17. Memorandum From the Deputy Assistant Secretary of State for Near Eastern and South Asian Affairs (Rockwell) to the Assistant Secretary of State for Near Eastern and South Asian Affairs (Sisco)1

  • SUBJECT
    • Mr. Samuels’ Oil Meeting

At Mr. Samuels’ oil meeting today, Phil Trezise reported on the meeting last Saturday of the Shultz Committee.2

[Page 58]

He said that a consensus has developed in the Shultz group in favor of a tariff approach to the problem. Although the situation is still highly tentative, the general idea is that within a couple of years we would change over to a tariff system preferential to the Western Hemisphere—i.e. Canada, Venezuela and the rest of Latin America. The objective would be to establish tariff levels which would bring about a price in the United States per barrel of oil of $2.50, as against the present world price of $2.00 and the present price in the United States of $3.30. This would be achieved by setting a low tariff for Canada and Venezuela, say 10¢ per barrel, and a much higher tariff for imports from elsewhere.

Phil said that this procedure presented many difficult problems such as that represented by the important U.S. interests which depend on the present quota system. The Department will have to negotiate with Canada, Venezuela and others some kind of arrangement about assurances and commitments. Some of these difficulties and pressures may be so great that the President will not wish to confront them and perhaps the outcome of all of this will be a decision to keep the present system with some modification.

Phil made clear that the basis for the trend in the Shultz group toward a tariff system discriminating in favor of the Western Hemisphere was national security. There was a feeling in the Shultz group that if we open the gates to Middle Eastern oil a situation could develop where 50% of our oil supplies would be coming from Kuwait and Libya. There was a strong feeling that we should not become dependent upon Middle Eastern suppliers because of the inherent instability in the area and the likelihood of interruption of supply. Accordingly, said Phil, there was “zero” chance of acceptance by the Shultz group of the position that access to the U.S. market should be open to all suppliers, without discrimination.

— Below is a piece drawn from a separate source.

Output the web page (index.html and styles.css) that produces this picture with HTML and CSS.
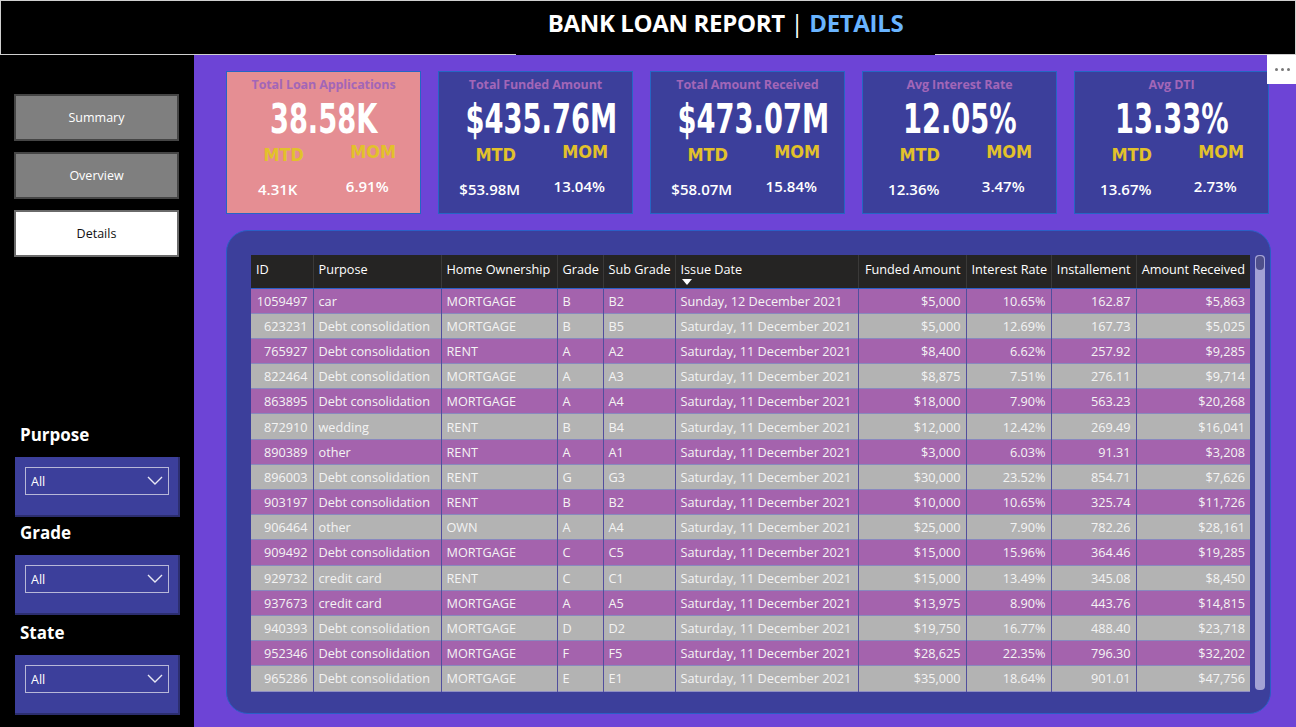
FILE: index.html
```html
<!DOCTYPE html>
<html>
<head>
<meta charset="utf-8">
<link rel="stylesheet" href="styles.css">
</head>
<body>
<div class="page">
  <header class="topbar">
    <div class="title-box">
      <h1 class="title">BANK LOAN REPORT <span class="bar">|</span> <span class="accent">DETAILS</span></h1>
    </div>
  </header>
  <div class="main">
    <aside class="sidebar">
      <nav class="nav">
        <div class="nav-btn">Summary</div>
        <div class="nav-btn">Overview</div>
        <div class="nav-btn active">Details</div>
      </nav>
      <div class="filters">
        <div class="filter">
          <div class="filter-label">Purpose</div>
          <div class="filter-box"><div class="select"><span>All</span><svg class="chev" width="16" height="9" viewBox="0 0 16 9"><polyline points="1,1 8,8 15,1" fill="none" stroke="#e8e8f4" stroke-width="1.4"/></svg></div></div>
        </div>
        <div class="filter">
          <div class="filter-label">Grade</div>
          <div class="filter-box"><div class="select"><span>All</span><svg class="chev" width="16" height="9" viewBox="0 0 16 9"><polyline points="1,1 8,8 15,1" fill="none" stroke="#e8e8f4" stroke-width="1.4"/></svg></div></div>
        </div>
        <div class="filter">
          <div class="filter-label">State</div>
          <div class="filter-box"><div class="select"><span>All</span><svg class="chev" width="16" height="9" viewBox="0 0 16 9"><polyline points="1,1 8,8 15,1" fill="none" stroke="#e8e8f4" stroke-width="1.4"/></svg></div></div>
        </div>
      </div>
    </aside>
    <section class="content">
      <div class="more"><span></span><span></span><span></span></div>
      <div class="kpis">
        <div class="kpi pink">
          <div class="kpi-title">Total Loan Applications</div>
          <div class="kpi-value"><span>38.58K</span></div>
          <div class="kpi-sub"><div class="lbl">MTD</div><div class="lbl up">MOM</div><div class="val">4.31K</div><div class="val up">6.91%</div></div>
        </div>
        <div class="kpi">
          <div class="kpi-title">Total Funded Amount</div>
          <div class="kpi-value"><span>$435.76M</span></div>
          <div class="kpi-sub"><div class="lbl">MTD</div><div class="lbl up">MOM</div><div class="val">$53.98M</div><div class="val up">13.04%</div></div>
        </div>
        <div class="kpi">
          <div class="kpi-title">Total Amount Received</div>
          <div class="kpi-value"><span>$473.07M</span></div>
          <div class="kpi-sub"><div class="lbl">MTD</div><div class="lbl up">MOM</div><div class="val">$58.07M</div><div class="val up">15.84%</div></div>
        </div>
        <div class="kpi">
          <div class="kpi-title">Avg Interest Rate</div>
          <div class="kpi-value"><span>12.05%</span></div>
          <div class="kpi-sub"><div class="lbl">MTD</div><div class="lbl up">MOM</div><div class="val">12.36%</div><div class="val up">3.47%</div></div>
        </div>
        <div class="kpi">
          <div class="kpi-title">Avg DTI</div>
          <div class="kpi-value"><span>13.33%</span></div>
          <div class="kpi-sub"><div class="lbl">MTD</div><div class="lbl up">MOM</div><div class="val">13.67%</div><div class="val up">2.73%</div></div>
        </div>
      </div>
      <div class="table-card">
        <div class="table-wrap">
          <table class="grid">
            <colgroup>
              <col class="c-id"><col class="c-purpose"><col class="c-home"><col class="c-grade"><col class="c-sub"><col class="c-date"><col class="c-funded"><col class="c-rate"><col class="c-inst"><col class="c-recv">
            </colgroup>
            <thead>
              <tr>
                <th>ID</th><th>Purpose</th><th>Home Ownership</th><th>Grade</th><th>Sub Grade</th>
                <th>Issue Date<span class="sort"></span></th>
                <th class="num">Funded Amount</th><th class="num">Interest Rate</th><th class="num">Installement</th><th class="num">Amount Received</th>
              </tr>
            </thead>
            <tbody>
              <tr><td class="num">1059497</td><td>car</td><td>MORTGAGE</td><td>B</td><td>B2</td><td>Sunday, 12 December 2021</td><td class="num">$5,000</td><td class="num">10.65%</td><td class="num">162.87</td><td class="num">$5,863</td></tr>
              <tr><td class="num">623231</td><td>Debt consolidation</td><td>MORTGAGE</td><td>B</td><td>B5</td><td>Saturday, 11 December 2021</td><td class="num">$5,000</td><td class="num">12.69%</td><td class="num">167.73</td><td class="num">$5,025</td></tr>
              <tr><td class="num">765927</td><td>Debt consolidation</td><td>RENT</td><td>A</td><td>A2</td><td>Saturday, 11 December 2021</td><td class="num">$8,400</td><td class="num">6.62%</td><td class="num">257.92</td><td class="num">$9,285</td></tr>
              <tr><td class="num">822464</td><td>Debt consolidation</td><td>MORTGAGE</td><td>A</td><td>A3</td><td>Saturday, 11 December 2021</td><td class="num">$8,875</td><td class="num">7.51%</td><td class="num">276.11</td><td class="num">$9,714</td></tr>
              <tr><td class="num">863895</td><td>Debt consolidation</td><td>MORTGAGE</td><td>A</td><td>A4</td><td>Saturday, 11 December 2021</td><td class="num">$18,000</td><td class="num">7.90%</td><td class="num">563.23</td><td class="num">$20,268</td></tr>
              <tr><td class="num">872910</td><td>wedding</td><td>RENT</td><td>B</td><td>B4</td><td>Saturday, 11 December 2021</td><td class="num">$12,000</td><td class="num">12.42%</td><td class="num">269.49</td><td class="num">$16,041</td></tr>
              <tr><td class="num">890389</td><td>other</td><td>RENT</td><td>A</td><td>A1</td><td>Saturday, 11 December 2021</td><td class="num">$3,000</td><td class="num">6.03%</td><td class="num">91.31</td><td class="num">$3,208</td></tr>
              <tr><td class="num">896003</td><td>Debt consolidation</td><td>RENT</td><td>G</td><td>G3</td><td>Saturday, 11 December 2021</td><td class="num">$30,000</td><td class="num">23.52%</td><td class="num">854.71</td><td class="num">$7,626</td></tr>
              <tr><td class="num">903197</td><td>Debt consolidation</td><td>RENT</td><td>B</td><td>B2</td><td>Saturday, 11 December 2021</td><td class="num">$10,000</td><td class="num">10.65%</td><td class="num">325.74</td><td class="num">$11,726</td></tr>
              <tr><td class="num">906464</td><td>other</td><td>OWN</td><td>A</td><td>A4</td><td>Saturday, 11 December 2021</td><td class="num">$25,000</td><td class="num">7.90%</td><td class="num">782.26</td><td class="num">$28,161</td></tr>
              <tr><td class="num">909492</td><td>Debt consolidation</td><td>MORTGAGE</td><td>C</td><td>C5</td><td>Saturday, 11 December 2021</td><td class="num">$15,000</td><td class="num">15.96%</td><td class="num">364.46</td><td class="num">$19,285</td></tr>
              <tr><td class="num">929732</td><td>credit card</td><td>RENT</td><td>C</td><td>C1</td><td>Saturday, 11 December 2021</td><td class="num">$15,000</td><td class="num">13.49%</td><td class="num">345.08</td><td class="num">$8,450</td></tr>
              <tr><td class="num">937673</td><td>credit card</td><td>MORTGAGE</td><td>A</td><td>A5</td><td>Saturday, 11 December 2021</td><td class="num">$13,975</td><td class="num">8.90%</td><td class="num">443.76</td><td class="num">$14,815</td></tr>
              <tr><td class="num">940393</td><td>Debt consolidation</td><td>MORTGAGE</td><td>D</td><td>D2</td><td>Saturday, 11 December 2021</td><td class="num">$19,750</td><td class="num">16.77%</td><td class="num">488.40</td><td class="num">$23,718</td></tr>
              <tr><td class="num">952346</td><td>Debt consolidation</td><td>MORTGAGE</td><td>F</td><td>F5</td><td>Saturday, 11 December 2021</td><td class="num">$28,625</td><td class="num">22.35%</td><td class="num">796.30</td><td class="num">$32,202</td></tr>
              <tr><td class="num">965286</td><td>Debt consolidation</td><td>MORTGAGE</td><td>E</td><td>E1</td><td>Saturday, 11 December 2021</td><td class="num">$35,000</td><td class="num">18.64%</td><td class="num">901.01</td><td class="num">$47,756</td></tr>
            </tbody>
          </table>
          <div class="scrollbar"><div class="thumb"></div></div>
        </div>
      </div>
    </section>
  </div>
</div>
</body>
</html>
```

FILE: styles.css
```css
* { box-sizing: border-box; }
html, body { margin: 0; padding: 0; }
body {
  width: 1296px;
  height: 727px;
  overflow: hidden;
  background: #000;
  font-family: "Open Sans", "Noto Sans", sans-serif;
  color: #fff;
}
.page { width: 1296px; height: 727px; display: flex; flex-direction: column; }

.topbar {
  height: 55px;
  flex: none;
  background: #000;
  border: 1px solid #cfcfcf;
  display: flex;
  justify-content: flex-start;
  padding-left: 515px;
}
.title-box {
  width: 419px;
  margin-bottom: -2px;
  background: #000;
  display: flex;
  justify-content: center;
}
.title {
  margin: 5px 0 0 0;
  font-size: 24px;
  font-weight: 700;
  letter-spacing: -0.35px;
  color: #fff;
  white-space: nowrap;
}
.title .bar { font-weight: 400; }
.title .accent { color: #69b4ff; }

.main { flex: 1; display: flex; min-height: 0; }

.sidebar {
  width: 194px;
  flex: none;
  background: #000;
  display: flex;
  flex-direction: column;
  padding: 39px 0 0 14px;
}
.nav { display: flex; flex-direction: column; gap: 11px; }
.nav-btn {
  width: 165px;
  height: 47px;
  background: #7f7f7f;
  border: 2px solid #454545;
  display: flex;
  align-items: center;
  justify-content: center;
  font-size: 12.5px;
  color: #fff;
}
.nav-btn.active { background: #fff; color: #111; border-color: #6a6a6a; }

.filters { margin-top: 167px; display: flex; flex-direction: column; }
.filter { display: flex; flex-direction: column; }
.filter-label {
  font-size: 17px;
  font-weight: 700;
  padding-left: 6px;
  height: 33px;
  line-height: 22px;
}
.filter + .filter .filter-label { margin-top: 5px; }
.filter:nth-child(3) .filter-label { margin-top: 7px; height: 33px; }
.filter-box {
  width: 165px;
  height: 60px;
  margin-left: 1px;
  background: #3c3f9b;
  border-right: 2px solid #2c2e70;
  border-bottom: 2px solid #2c2e70;
  padding: 10px 9px 0 10px;
}
.select {
  height: 28px;
  border: 1px solid #b8b8d8;
  display: flex;
  align-items: center;
  justify-content: space-between;
  padding: 0 5px;
  font-size: 12.5px;
  color: #fff;
}
.chev { margin-top: -2px; }

.content {
  flex: 1;
  background: #6d44d6;
  padding: 16px 26px 13px 32px;
  display: flex;
  flex-direction: column;
  position: relative;
}
.more {
  position: absolute;
  top: 0;
  right: 0;
  width: 30px;
  height: 29px;
  background: #fff;
  display: flex;
  gap: 3px;
  justify-content: center;
  padding-top: 13px;
}
.more span { width: 3px; height: 3px; border-radius: 50%; background: #777; }

.kpis {
  display: grid;
  grid-template-columns: repeat(5, 195px);
  column-gap: 17px;
  height: 143px;
}
.kpi {
  background: #3c3f9b;
  border: 1px solid #2566c4;
  display: flex;
  flex-direction: column;
  align-items: center;
  padding-top: 4px;
}
.kpi.pink { background: #e58e93; }
.kpi-title {
  font-size: 12.5px;
  font-weight: 700;
  color: #a266b8;
  letter-spacing: -0.1px;
  height: 18px;
}
.kpi-value {
  font-family: "DejaVu Sans Condensed", "DejaVu Sans", sans-serif;
  font-stretch: condensed;
  font-weight: 700;
  font-size: 41px;
  line-height: 44px;
  margin-top: 3px;
  width: 100%;
  text-align: center;
  white-space: nowrap;
}
.kpi-value span {
  display: inline-block;
  transform: scaleX(0.74);
}
.kpi-sub {
  width: 100%;
  display: grid;
  grid-template-columns: 1fr 1fr;
  grid-template-rows: 30px 36px;
  padding: 0 2px 0 12px;
  justify-items: center;
}
.lbl {
  font-family: "DejaVu Sans Condensed", "DejaVu Sans", sans-serif;
  font-stretch: condensed;
  font-weight: 700;
  font-size: 18px;
  color: #e2c12b;
  padding-top: 3px;
}
.val {
  font-size: 15px;
  font-weight: 600;
  padding-top: 8px;
  margin-left: -12px;
}
.up { margin-top: -3px; }

.table-card {
  margin-top: 16px;
  flex: 1;
  background: #3c3f9b;
  border: 1px solid #2a5fc6;
  border-radius: 22px;
  padding: 24px 5px 0 24px;
}
.table-wrap { display: flex; gap: 5px; align-items: flex-start; }

.grid {
  width: 999px;
  table-layout: fixed;
  border-collapse: collapse;
  font-size: 12.7px;
  border-bottom: 1px solid #8f8fc4;
}
.c-id { width: 62px; }
.c-purpose { width: 128px; }
.c-home { width: 116px; }
.c-grade { width: 46px; }
.c-sub { width: 72px; }
.c-date { width: 183px; }
.c-funded { width: 108px; }
.c-rate { width: 85px; }
.c-inst { width: 85px; }
.c-recv { width: 114px; }

.grid th {
  background: #252423;
  height: 33px;
  font-weight: 400;
  text-align: left;
  vertical-align: top;
  padding: 5px 5px 0 5px;
  color: #fff;
  white-space: nowrap;
  border-left: 1px solid #3a3938;
  border-bottom: 1px solid #2a5fc6;
}
.grid th:first-child { border-left: none; }
.grid th.num { text-align: right; }
.sort {
  display: block;
  width: 0;
  height: 0;
  margin-top: 1px;
  margin-left: 1px;
  border-left: 5px solid transparent;
  border-right: 5px solid transparent;
  border-top: 6px solid #fff;
}
.grid td {
  height: 25.2px;
  padding: 0 5px;
  color: #f4f4f4;
  white-space: nowrap;
  overflow: hidden;
  border-left: 1px solid rgba(120, 110, 160, 0.35);
  border-top: 1px solid rgba(170, 170, 205, 0.7);
}
.grid td:first-child { border-left: none; }
.grid tbody tr:nth-child(odd) td { background: #a463ad; }
.grid tbody tr:nth-child(even) td { background: #b3b3b3; }
.grid td.num { text-align: right; }

.scrollbar {
  width: 10px;
  height: 435px;
  background: #a3a2d4;
  border-radius: 4px;
  padding: 1px;
}
.thumb {
  width: 8px;
  height: 14px;
  background: #4f4f8a;
  border-radius: 4px;
}
```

Phil commented that under a tariff system Middle Eastern suppliers would be in a better position than they are under the existing quota arrangement although he foresaw that most of the oil coming into the U.S. under the new arrangement would be Venezuelan or Canadian. However, Middle Eastern suppliers could move into the European market now being supplied by Venezuela. Phil could see no particular way that Iran could obtain preferred access to U.S. markets except by getting under the tariff price. There was the possibility of company-to-company arrangements but this might involve legal difficulties for the U.S. Government.

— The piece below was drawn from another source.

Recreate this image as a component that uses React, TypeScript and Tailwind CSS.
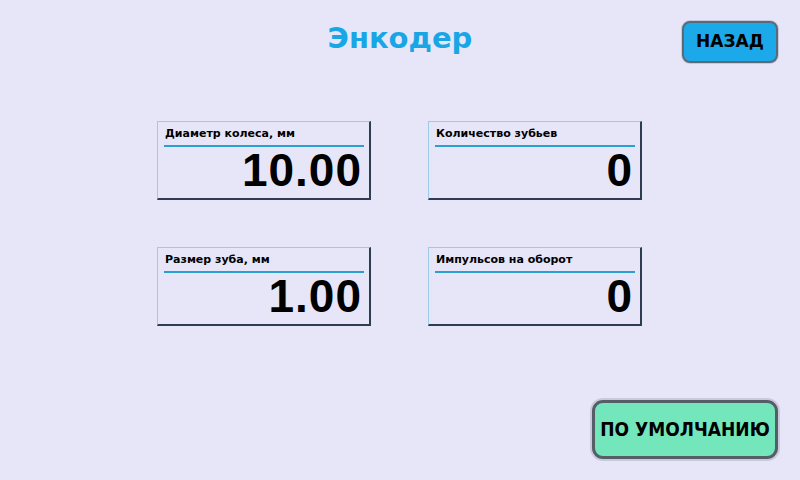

Under the new arrangement the President would be given wide discretionary powers to adjust tariffs up or down. Thus, if experience showed that the tariff on non-Western Hemisphere oil was too high to permit achieving a desired price in the U.S., it could be lowered. There [Page 59] might also be a provision for a review of the structure every 4 years or so.

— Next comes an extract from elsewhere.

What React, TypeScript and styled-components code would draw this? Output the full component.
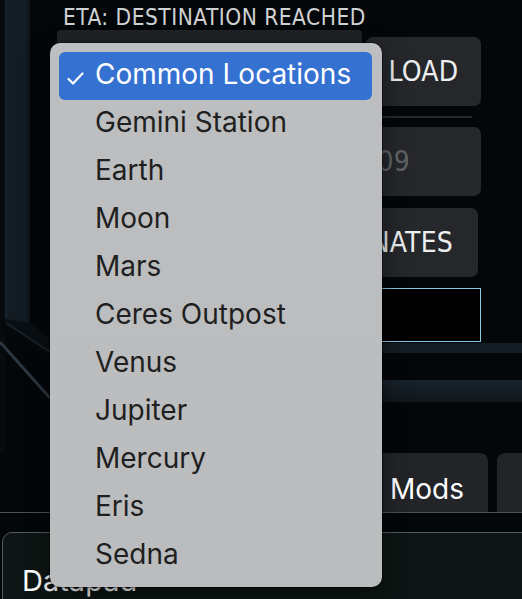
import { createGlobalStyle } from 'styled-components';
import styled from 'styled-components';

const GlobalStyle = createGlobalStyle`
  html, body {
    margin: 0;
    padding: 0;
    background: #04070a;
    overflow: hidden;
  }
`;

const Screen = styled.div`
  position: relative;
  width: 522px;
  height: 599px;
  overflow: hidden;
  background: #04070a;
  display: grid;
  grid-template-columns: 50px 1fr;
  grid-template-rows: 453px 59px 1fr;
`;

const Rail = styled.div`
  grid-row: 1;
  grid-column: 1;
  display: flex;
`;

const Main = styled.div`
  grid-row: 1;
  grid-column: 2;
  display: flex;
  flex-direction: column;
  padding-left: 7px;
`;

const HudFont = `
  font-family: "DejaVu Sans Condensed", "DejaVu Sans", "Liberation Sans", sans-serif;
  font-stretch: condensed;
  letter-spacing: 0.2px;
`;

const EtaLabel = styled.div`
  ${HudFont}
  height: 30px;
  box-sizing: border-box;
  padding: 5px 0 0 6px;
  font-size: 22.5px;
  letter-spacing: 0.5px;
  line-height: 25px;
  color: #cfd1d3;
`;

const ControlRow = styled.div`
  display: flex;
  gap: 4px;
  height: 76px;
  margin-right: 41px;
`;

const LocationSelect = styled.div`
  flex: 1;
  background: #1f2124;
  border-radius: 4px;
`;

const HudButton = styled.div<{ $dim?: boolean; $align?: string; $padRight?: number }>`
  ${HudFont}
  display: flex;
  align-items: center;
  justify-content: ${p => p.$align ?? 'center'};
  padding-right: ${p => p.$padRight ?? 0}px;
  height: 69px;
  box-sizing: border-box;
  background: #25272b;
  border-radius: 7px;
  color: ${p => (p.$dim ? '#5f6266' : '#eceef0')};
  font-size: 28px;
`;

const LoadButton = styled(HudButton)`
  width: 115px;
  margin-top: 7px;
`;

const Divider = styled.div`
  height: 2px;
  margin: 10px 50px 0 0;
  background: #25282c;
`;

const StackItem = styled(HudButton)<{ $top: number; $right: number }>`
  margin-top: ${p => p.$top}px;
  margin-right: ${p => p.$right}px;
`;

const CommandBox = styled.div`
  height: 54px;
  box-sizing: border-box;
  margin: 11px 41px 0 0;
  border: 1px solid #86c9e2;
  background: #000;
`;

const Band = styled.div<{ $h: number; $top: number; $tone: string }>`
  height: ${p => p.$h}px;
  margin-top: ${p => p.$top}px;
  background: ${p => p.$tone};
`;

const TabRow = styled.div`
  grid-row: 2;
  grid-column: 1 / 3;
  display: grid;
  grid-template-columns: 144px 144px auto auto;
  justify-content: start;
  column-gap: 9px;
  padding-left: 60px;
  overflow: hidden;
`;

const Tab = styled.div`
  display: flex;
  align-items: center;
  justify-content: center;
  padding: 12px 24px 0;
  border-radius: 8px 8px 0 0;
  background: #222428;
  color: #ffffff;
  font-family: Inter, "Liberation Sans", sans-serif;
  font-size: 28px;
  white-space: nowrap;
`;

const Bottom = styled.div`
  grid-row: 3;
  grid-column: 1 / 3;
  border-top: 1px solid #4c525a;
  padding: 19px 0 0 2px;
  overflow: hidden;
`;

const DatapadPanel = styled.div`
  height: 120px;
  margin-right: -20px;
  border: 1px solid #535a62;
  border-radius: 10px 10px 0 0;
  background: #0d1614;
  padding: 30px 0 0 19px;
  font-family: Inter, "Liberation Sans", sans-serif;
  font-size: 29px;
  line-height: 36px;
  color: #ffffff;
`;

const Menu = styled.ul`
  position: absolute;
  left: 50px;
  top: 43px;
  width: 332px;
  box-sizing: border-box;
  margin: 0;
  padding: 9px 10px 7px 9px;
  list-style: none;
  border-radius: 10px;
  background: linear-gradient(180deg, #bdbebf 0%, #bbbcbd 100%);
  box-shadow: 0 0 0 1px rgba(0, 0, 0, 0.35), 0 8px 24px rgba(0, 0, 0, 0.5);
`;

const MenuItem = styled.li<{ $selected?: boolean }>`
  position: relative;
  height: 48px;
  box-sizing: border-box;
  padding: 0 0 4px 36px;
  line-height: 44px;
  border-radius: 6px;
  font-family: Inter, "Liberation Sans", sans-serif;
  font-size: 28px;
  color: ${p => (p.$selected ? '#ffffff' : '#1f1f21')};
  background: ${p => (p.$selected ? '#3571d1' : 'transparent')};
`;

const CheckMark = styled.svg`
  position: absolute;
  left: 8px;
  top: 20px;
`;

const locations = [
  'Common Locations',
  'Gemini Station',
  'Earth',
  'Moon',
  'Mars',
  'Ceres Outpost',
  'Venus',
  'Jupiter',
  'Mercury',
  'Eris',
  'Sedna'
];

const FrameArt = () => (
  <svg width="50" height="453" viewBox="0 0 50 453">
    <rect x="0" y="0" width="5" height="453" fill="#070b0d" />
    <rect x="5" y="0" width="25" height="323" fill="#141c23" />
    <rect x="5" y="0" width="2" height="323" fill="#1b242c" />
    <rect x="27" y="0" width="3" height="323" fill="#0f161b" />
    <polygon points="0,318 30,323 50,338 50,352 0,318" fill="#0a0f13" />
    <polygon points="0,325 50,360 50,352 0,318" fill="#06090b" />
    <line x1="0" y1="342" x2="50" y2="398" stroke="#2b3640" strokeWidth="3" />
    <line x1="6" y1="323" x2="50" y2="352" stroke="#19222a" strokeWidth="2" />
  </svg>
);

const App = (): JSX.Element => (
  <>
    <GlobalStyle />
    <Screen>
      <Rail>
        <FrameArt />
      </Rail>
      <Main>
        <EtaLabel>ETA: DESTINATION REACHED</EtaLabel>
        <ControlRow>
          <LocationSelect />
          <LoadButton>LOAD</LoadButton>
        </ControlRow>
        <Divider />
        <StackItem $top={9} $right={41} $dim $align='flex-end' $padRight={71}>
          X 0000 Y 0000 Z 0009
        </StackItem>
        <StackItem $top={12} $right={44} $align='flex-end' $padRight={25}>
          SET COORDINATES
        </StackItem>
        <CommandBox />
        <Band $h={10} $top={1} $tone='#141d24' />
        <Band $h={22} $top={27} $tone='linear-gradient(180deg, #18222a, #10171d)' />
      </Main>
      <TabRow>
        <Tab>Nav</Tab>
        <Tab>Ship</Tab>
        <Tab>Mods</Tab>
        <Tab>Systems</Tab>
      </TabRow>
      <Bottom>
        <DatapadPanel>Datapad</DatapadPanel>
      </Bottom>
      <Menu>
        {locations.map((name, i) => (
          <MenuItem key={name} $selected={i === 0}>
            {i === 0 && (
              <CheckMark width="17" height="13" viewBox="0 0 17 13">
                <path
                  d="M1.5 7 L6 11.5 L15.5 1.5"
                  fill="none"
                  stroke="#ffffff"
                  strokeWidth="2.2"
                  strokeLinecap="round"
                  strokeLinejoin="round"
                />
              </CheckMark>
            )}
            {name}
          </MenuItem>
        ))}
      </Menu>
    </Screen>
  </>
);

export default App;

The new tariffs could be established by the President without new legislative authority on grounds of the interest of national security. In effect, Phil said, the U.S. consumer would be asked to pay for U.S. security.

Phil said that the oil industry has already got wind of this trend in the Shultz Committee and is very opposed to it. The matter is obviously a very delicate one and should not be discussed outside the Department. We may be asked to take a formal position before too long on a paper coming from the Shultz group.3

  1. Source: National Archives, RG 59, Bureau of Near Eastern and South Asian Affairs, Office of Arabian Peninsula Affairs, Lot 72D30, Records Relating to Saudi Arabia, Box 4, Saudi Arabia Pet, Petroleum General 1969. Confidential. A copy was sent to Davies, Van Hollen, and all NEA Country Directors.
  2. November 8; see Documents 15 and 16.
  3. A handwritten notation reads: “Nothing re gradual phase-out of tariff.”